The first lunar eclipse of the decade will arrive this week. First, the bad news: The Americas won't get to witness the wolf moon eclipse on Friday, Jan. 10 in person. Now for the good news: You can still watch it online. 

"Wolf moon" is the evocative nickname given to a full moon in January (where that nickname comes from exactly is unclear). It won't turn you into a werewolf. It's just a normal full moon. What makes the Jan. 10, 2020 version special is a penumbral lunar eclipse, visible mainly in Europe, Africa, Asia and Australia.

A penumbral lunar eclipse isn't as dramatic as a total eclipse since the moon is merely caught in Earth's outer (penumbral) shadow. You might notice a slight darkening of the moon during the celestial event. It's a subtle effect that takes keen eyes to discern.

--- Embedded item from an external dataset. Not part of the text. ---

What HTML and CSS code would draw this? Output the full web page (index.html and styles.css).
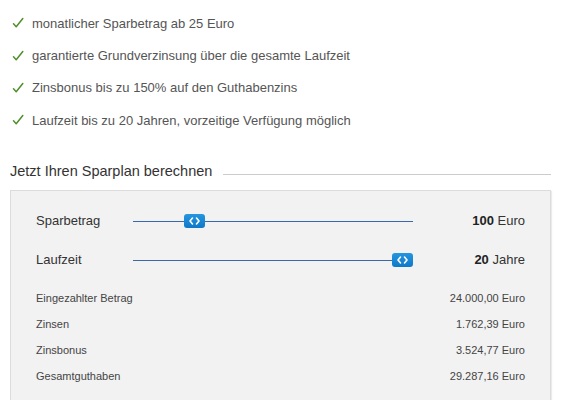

A penumbral eclipse can still be a fun experience, especially if you have a good view to enjoy. To that end, check out the live online feed from the Virtual Telescope Project, which kicks off at 9 a.m. PT on Friday. The livestream will show the moon over the skyline of Rome.

This week's eclipse will be the first of four penumbral eclipses in 2020. The next is set for June 5. 

We'll need to be satisfied with these fainter eclipses this year since the next total lunar eclipse won't happen until May 2021. You can always go back and enjoy the views of last year's "super blood wolf moon" eclipse to tide you over.